Work through the following lines and count those that hold the word "index". Reply with that number only.

= Code that builds pages =
■ ■ ■

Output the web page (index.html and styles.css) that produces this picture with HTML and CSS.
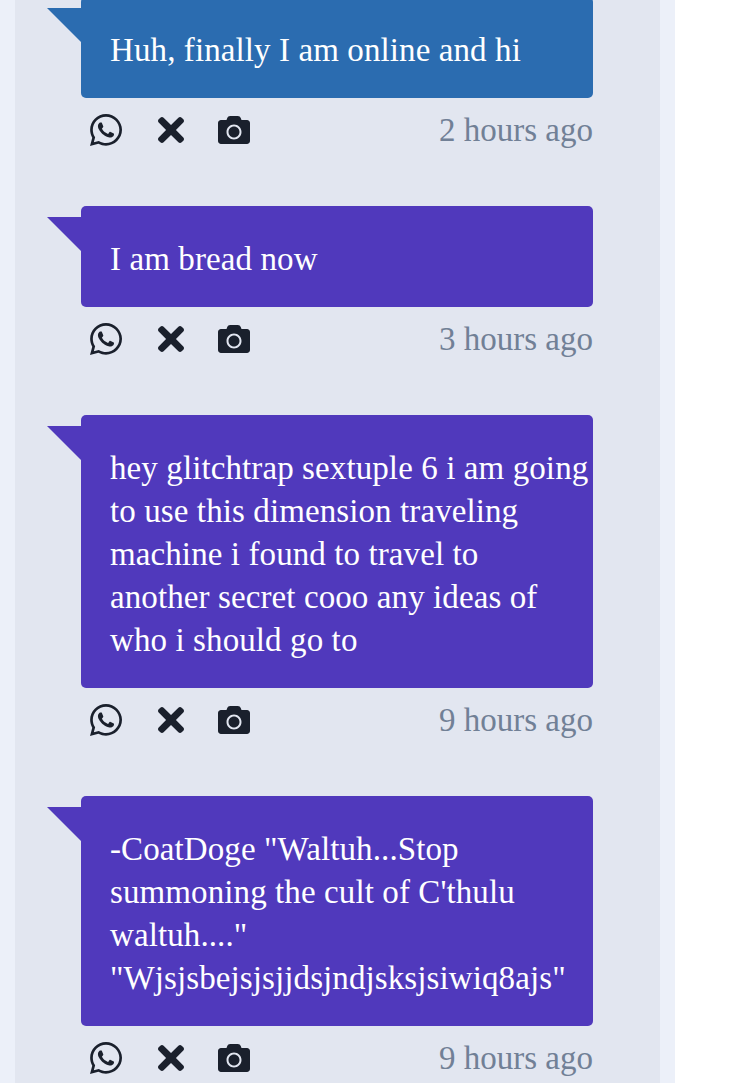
FILE: index.html
```html
<!DOCTYPE html>
<html lang="en">
<head>
<meta charset="utf-8">
<title>Messages</title>
<link rel="stylesheet" href="styles.css">
</head>
<body>
<svg class="defs" width="0" height="0" aria-hidden="true">
  <symbol id="i-wa" viewBox="0 32 448 448"><path d="M380.9 97.1C339 55.1 283.2 32 223.9 32c-122.4 0-222 99.6-222 222 0 39.1 10.2 77.3 29.6 111L0 480l117.7-30.9c32.4 17.7 68.9 27 106.1 27h.1c122.3 0 224.1-99.6 224.1-222 0-59.3-25.2-115-67.1-157zm-157 341.6c-33.2 0-65.7-8.9-94-25.7l-6.7-4-69.8 18.3L72 359.2l-4.4-7c-18.5-29.4-28.2-63.3-28.2-98.2 0-101.7 82.8-184.5 184.6-184.5 49.3 0 95.6 19.2 130.4 54.1 34.8 34.9 56.2 81.2 56.1 130.5 0 101.8-84.9 184.6-186.6 184.6zm101.2-138.2c-5.5-2.8-32.8-16.2-37.9-18-5.1-1.9-8.8-2.8-12.5 2.8-3.7 5.6-14.3 18-17.6 21.8-3.2 3.7-6.5 4.2-12 1.4-32.6-16.3-54-29.1-75.5-66-5.7-9.8 5.7-9.1 16.3-30.3 1.8-3.7.9-6.9-.5-9.7-1.4-2.8-12.5-30.1-17.1-41.2-4.5-10.8-9.1-9.3-12.5-9.5-3.2-.2-6.9-.2-10.6-.2-3.7 0-9.7 1.4-14.8 6.9-5.1 5.6-19.4 19-19.4 46.3 0 27.3 19.9 53.7 22.6 57.4 2.8 3.7 39.1 59.7 94.8 83.8 35.2 15.2 49 16.5 66.6 13.9 10.7-1.6 32.8-13.4 37.4-26.4 4.6-13 4.6-24.1 3.2-26.4-1.3-2.5-5-3.9-10.5-6.6z"/></symbol>
  <symbol id="i-x" viewBox="0 80 352 352"><path d="M242.72 256l100.07-100.07c12.28-12.28 12.28-32.19 0-44.48l-22.24-22.24c-12.28-12.28-32.19-12.28-44.48 0L176 189.28 75.93 89.21c-12.28-12.28-32.19-12.28-44.48 0L9.21 111.45c-12.28 12.28-12.28 32.19 0 44.48L109.28 256 9.21 356.07c-12.28 12.28-12.28 32.19 0 44.48l22.24 22.24c12.28 12.28 32.2 12.28 44.48 0L176 322.72l100.07 100.07c12.28 12.28 32.2 12.28 44.48 0l22.24-22.24c12.28-12.28 12.28-32.19 0-44.48L242.72 256z"/></symbol>
  <symbol id="i-cam" viewBox="0 32 512 448"><path d="M512 144v288c0 26.5-21.5 48-48 48H48c-26.5 0-48-21.5-48-48V144c0-26.5 21.5-48 48-48h88l12.3-32.9c7-18.7 24.9-31.1 44.9-31.1h125.5c20 0 37.9 12.4 44.9 31.1L376 96h88c26.5 0 48 21.5 48 48zM376 288c0-66.2-53.8-120-120-120s-120 53.8-120 120 53.8 120 120 120 120-53.8 120-120zm-32 0c0 48.5-39.5 88-88 88s-88-39.5-88-88 39.5-88 88-88 88 39.5 88 88z"/></symbol>
</svg>
<div class="column">
  <main class="panel">
    <article class="post">
      <div class="bubble blue"><p>Huh, finally I am online and hi</p></div>
      <div class="meta">
        <div class="actions">
          <svg class="ic ic-wa"><use href="#i-wa"/></svg>
          <svg class="ic ic-x"><use href="#i-x"/></svg>
          <svg class="ic ic-cam"><use href="#i-cam"/></svg>
        </div>
        <time>2 hours ago</time>
      </div>
    </article>
    <article class="post">
      <div class="bubble purple"><p>I am bread now</p></div>
      <div class="meta">
        <div class="actions">
          <svg class="ic ic-wa"><use href="#i-wa"/></svg>
          <svg class="ic ic-x"><use href="#i-x"/></svg>
          <svg class="ic ic-cam"><use href="#i-cam"/></svg>
        </div>
        <time>3 hours ago</time>
      </div>
    </article>
    <article class="post">
      <div class="bubble purple"><p>hey glitchtrap sextuple 6 i am going<br>to use this dimension traveling<br>machine i found to travel to<br>another secret cooo any ideas of<br>who i should go to</p></div>
      <div class="meta">
        <div class="actions">
          <svg class="ic ic-wa"><use href="#i-wa"/></svg>
          <svg class="ic ic-x"><use href="#i-x"/></svg>
          <svg class="ic ic-cam"><use href="#i-cam"/></svg>
        </div>
        <time>9 hours ago</time>
      </div>
    </article>
    <article class="post">
      <div class="bubble purple"><p>-CoatDoge "Waltuh...Stop<br>summoning the cult of C'thulu<br>waltuh...."<br>"Wjsjsbejsjsjjdsjndjsksjsiwiq8ajs"</p></div>
      <div class="meta">
        <div class="actions">
          <svg class="ic ic-wa"><use href="#i-wa"/></svg>
          <svg class="ic ic-x"><use href="#i-x"/></svg>
          <svg class="ic ic-cam"><use href="#i-cam"/></svg>
        </div>
        <time>9 hours ago</time>
      </div>
    </article>
  </main>
</div>
</body>
</html>
```
FILE: styles.css
```css
html, body {
  margin: 0;
  height: 100%;
  overflow: hidden;
  background: #fff;
}
.defs { display: block; height: 0; }
.column {
  width: 675px;
  height: 1083px;
  box-sizing: border-box;
  padding: 0 15px;
  background: #ecf0f9;
  overflow: hidden;
}
.panel {
  height: 1100px;
  margin-top: -3px;
  padding-left: 66px;
  padding-right: 67px;
  background: #e2e6f0;
  font-family: "Liberation Serif", serif;
}
.post { margin-bottom: 44px; }
.bubble {
  position: relative;
  border-radius: 5px;
  padding: 32px 0 26px 29px;
  color: #fff;
  font-size: 33px;
  letter-spacing: 0.1px;
  line-height: 43px;
  white-space: nowrap;
}
.bubble p { margin: 0; }
.bubble::before {
  content: "";
  position: absolute;
  left: -34px;
  top: 11px;
  width: 34px;
  height: 34px;
  clip-path: polygon(0 0, 100% 0, 100% 100%);
  background: inherit;
}
.blue { background: #2b6cb0; }
.purple { background: #5039bc; }
.meta {
  height: 64px;
  display: flex;
  align-items: center;
  justify-content: space-between;
}
.actions {
  display: flex;
  align-items: center;
  padding-left: 9px;
  gap: 36px;
}
.ic { display: block; fill: #1a202c; }
.ic-wa { width: 32px; height: 32px; }
.ic-x { width: 26px; height: 26px; }
.ic-cam { width: 32px; height: 28px; margin-left: -2px; }
time {
  color: #718096;
  font-size: 33px;
}
```
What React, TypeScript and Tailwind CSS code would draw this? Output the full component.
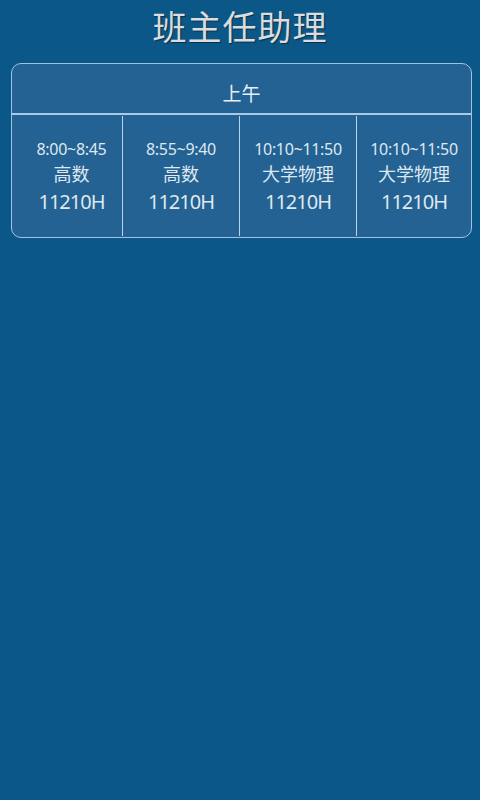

■ ■ ■

= Exercise answer =
2